The Lovely Garden Blog

Are you sitting comfortably?

Posted on 04/04/11, filed under Latest News | No Comments

garden_chair When we create our homes, we have various rooms with places to sit; sometimes to relax, and sometimes to sit upright and eat. I think that the garden should provide the same kind of seating arrangements. Gardens should have tables and chairs – a place to have breakfast and read the weekend papers, preferably not in a windy spot and with some shade so you don’t get engrossed in the SuDoku and find you’ve burnt the back of your neck in the sun. The garden should always have an enticing place for a snooze. This needs a more laid back, squidgy kind of chair. I love these Adirondack chairs and a recent client tells me they’re incredibly comfortable too.

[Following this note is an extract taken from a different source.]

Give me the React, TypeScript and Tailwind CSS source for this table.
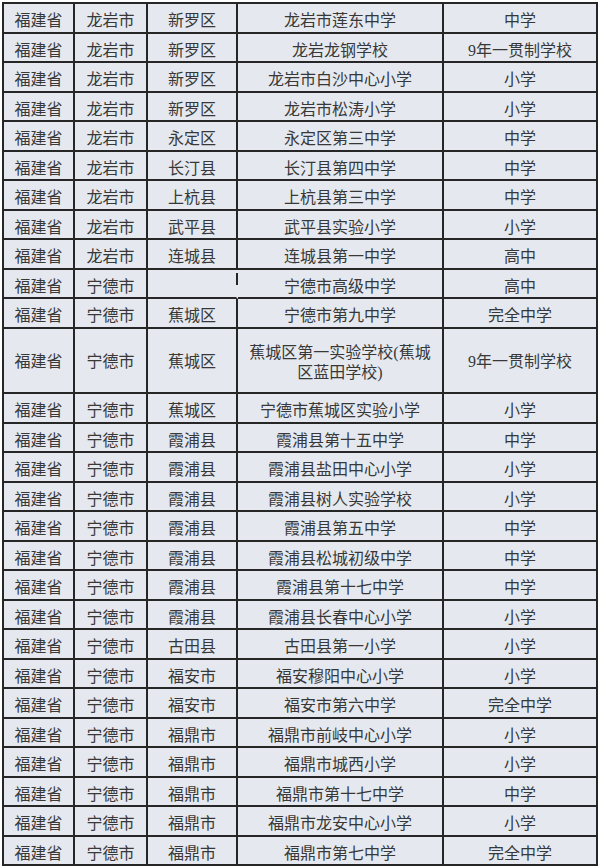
import React from "react";

type Row = [string, string, string, React.ReactNode, string];

const rows: Row[] = [
  ["福建省", "龙岩市", "新罗区", "龙岩市莲东中学", "中学"],
  ["福建省", "龙岩市", "新罗区", "龙岩龙钢学校", "9年一贯制学校"],
  ["福建省", "龙岩市", "新罗区", "龙岩市白沙中心小学", "小学"],
  ["福建省", "龙岩市", "新罗区", "龙岩市松涛小学", "小学"],
  ["福建省", "龙岩市", "永定区", "永定区第三中学", "中学"],
  ["福建省", "龙岩市", "长汀县", "长汀县第四中学", "中学"],
  ["福建省", "龙岩市", "上杭县", "上杭县第三中学", "中学"],
  ["福建省", "龙岩市", "武平县", "武平县实验小学", "小学"],
  ["福建省", "龙岩市", "连城县", "连城县第一中学", "高中"],
  ["福建省", "宁德市", "", "宁德市高级中学", "高中"],
  ["福建省", "宁德市", "蕉城区", "宁德市第九中学", "完全中学"],
  ["福建省", "宁德市", "蕉城区", "DOUBLE", "9年一贯制学校"],
  ["福建省", "宁德市", "蕉城区", "宁德市蕉城区实验小学", "小学"],
  ["福建省", "宁德市", "霞浦县", "霞浦县第十五中学", "中学"],
  ["福建省", "宁德市", "霞浦县", "霞浦县盐田中心小学", "小学"],
  ["福建省", "宁德市", "霞浦县", "霞浦县树人实验学校", "小学"],
  ["福建省", "宁德市", "霞浦县", "霞浦县第五中学", "中学"],
  ["福建省", "宁德市", "霞浦县", "霞浦县松城初级中学", "中学"],
  ["福建省", "宁德市", "霞浦县", "霞浦县第十七中学", "中学"],
  ["福建省", "宁德市", "霞浦县", "霞浦县长春中心小学", "小学"],
  ["福建省", "宁德市", "古田县", "古田县第一小学", "小学"],
  ["福建省", "宁德市", "福安市", "福安穆阳中心小学", "小学"],
  ["福建省", "宁德市", "福安市", "福安市第六中学", "完全中学"],
  ["福建省", "宁德市", "福鼎市", "福鼎市前岐中心小学", "小学"],
  ["福建省", "宁德市", "福鼎市", "福鼎市城西小学", "小学"],
  ["福建省", "宁德市", "福鼎市", "福鼎市第十七中学", "中学"],
  ["福建省", "宁德市", "福鼎市", "福鼎市龙安中心小学", "小学"],
  ["福建省", "宁德市", "福鼎市", "福鼎市第七中学", "完全中学"],
];

const widths = ["w-[71px]", "w-[73px]", "w-[90px]", "w-[206px]", "w-[154px]"];

export default function App() {
  return (
    <div
      className="w-[600px] h-[868px] bg-white pt-[2px] pl-[2px] overflow-hidden"
      style={{ fontFamily: '"Liberation Serif", "Noto Sans CJK SC", serif' }}
    >
      <div className="w-[596px] border-l-2 border-t-2 border-[#262626] bg-[#e5e9ef] text-[16px] text-[#383838]">
        {rows.map((r, i) => {
          const isDouble = r[3] === "DOUBLE";
          const missing = r[2] === "";
          return (
            <div key={i} className={`flex ${isDouble ? "h-[65.5px]" : "h-[29.5px]"}`}>
              {r.map((c, j) => {
                const noRight = missing && j === 2;
                return (
                  <div
                    key={j}
                    className={`relative ${widths[j]} shrink-0 flex items-center justify-center border-b-2 border-r-2 border-b-[#262626] ${
                      noRight ? "border-r-[#e5e9ef]" : "border-r-[#262626]"
                    } ${isDouble ? "pt-[3px]" : "pt-[7px]"} leading-[20px] whitespace-nowrap`}
                  >
                    {isDouble && j === 3 ? (
                      <span className="text-center leading-[20px] pt-[3px]">
                        蕉城区第一实验学校(蕉城
                        <br />
                        区蓝田学校)
                      </span>
                    ) : (
                      c
                    )}
                    {noRight && (
                      <span className="absolute right-[-2px] top-[3px] h-[12px] w-[2px] bg-[#262626]" />
                    )}
                  </div>
                );
              })}
            </div>
          );
        })}
      </div>
    </div>
  );
}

The snooze chair should have cushions and a throw, in case it gets a bit chilly. A table beside you for tea and magazines means you won’t have to try and balance your cup on the lawn. Gardens should be such practical things. I’m always amazed that people use their gardens as such receptacles for rubbish and don’t keep them looking wonderful. How can you wash the kitchen floor and then put the mop outside the back door? You wouldn’t go and put your mop in the middle of the sitting room! Treat your garden with love and respect. Create lovely little areas for seating, eating, reading and snoozing and this summer it will be better than home.

Hard hats at the ready

Posted on 24/03/11, filed under Current Projects, Latest News | No Comments

builderI have just started work on the plans and design for a wonderful job. It’s in Tooting and the client has bought this gorgeous house – well, it WILL be gorgeous – overlooking the green with mature trees all around with tree preservation orders in abundi. It should be fun working with all of these in the way! The house was formerly a mental establishment and built in 1914. It’s been owned by the NHS and subsequently no money has been spent on it for years. This is SUCH a blessing, as all the interior details are intact. There was no money to rip out ceilings or fireplaces and there they are today, absolutely gorgeous. There are little built in wooden seats in odd nooks and crannies, huge wooden fireplaces with mouldings and the ceilings are to die for…. The staircase and hallway had been blocked up with horrible landings and stud walls divided the space. I have no idea why. Now those walls are down, and you can see the full grandeur of the hallway. The brickwork has gorgeous little mouldings and designs, the windows are stained glass and the chimmneys are works of art. I suppose I should talk about the garden, but of course this is the area that has also been neglected, and not to the good of the property. I’ve got lots of ideas and plans and the client is going to do things properly, which is a joy to a designer, architect and builders. At the moment, I don’t know where to start but we’ll get the professional surveyor on site next week and get every single one of those protected trees plotted and get going. Onwards and upwards and never a dull moment in this job. I love it.

Shady characters

Posted on 21/03/11, filed under Plant passions | No Comments

dicentraI never liked shady borders. In the past, I lived near the sea, with south facing sunny planting places and grew plants that thrived in the sunshine. Then I moved ‘over the Downs’ and discovered frost, car scrapers and dead Echiums. The treasures I brought from my seaside garden withered and died in the first winter and the heavy clay soil wouldn’t let me work in the garden for weeks on end. Huge trees in my new front garden took all my light and moisture and only ivy crept across the ground, mocking my inability to repeat my glorious borders. But now – haha – I have conquered the dry soil and trees and lack of light and moisture and nutrients. I’ve discovered plants that I love and will thrive in the new places I have created for them. The trick to the soil was bags and bags of horse manure. I still have it delivered in huge quantities each autumn. This has enriched the soil and added moisture where my plants are competing with the trees. I struggled with plants like bergenias, which I’d always derided, but after discovering ‘silberlicht’ and Bressingham White’, I was won over. The leaves give me structure in the winter and now the flowers have come along too. Dicentra spectabilis ‘alba’ is one of my favourite shade lovers. Don’t buy the pink one. It’s like a horrible pink lipstick colour that makes you look washed out. The white is much more elegant. The lovely thing about white plants is that they glow in the shade and add another depth and dimension to the gloom. My other favourite white shade plants are lamium, white helleborus – Potters Wheel, the tiny cornus canadensis and pachysandra terminalis. These look wonderful grouped around box balls and polystichum, the evergreen ferns. Add some white muscari hyacinths and some larger white hyacinths too and the border starts to become one of my favourites in the garden.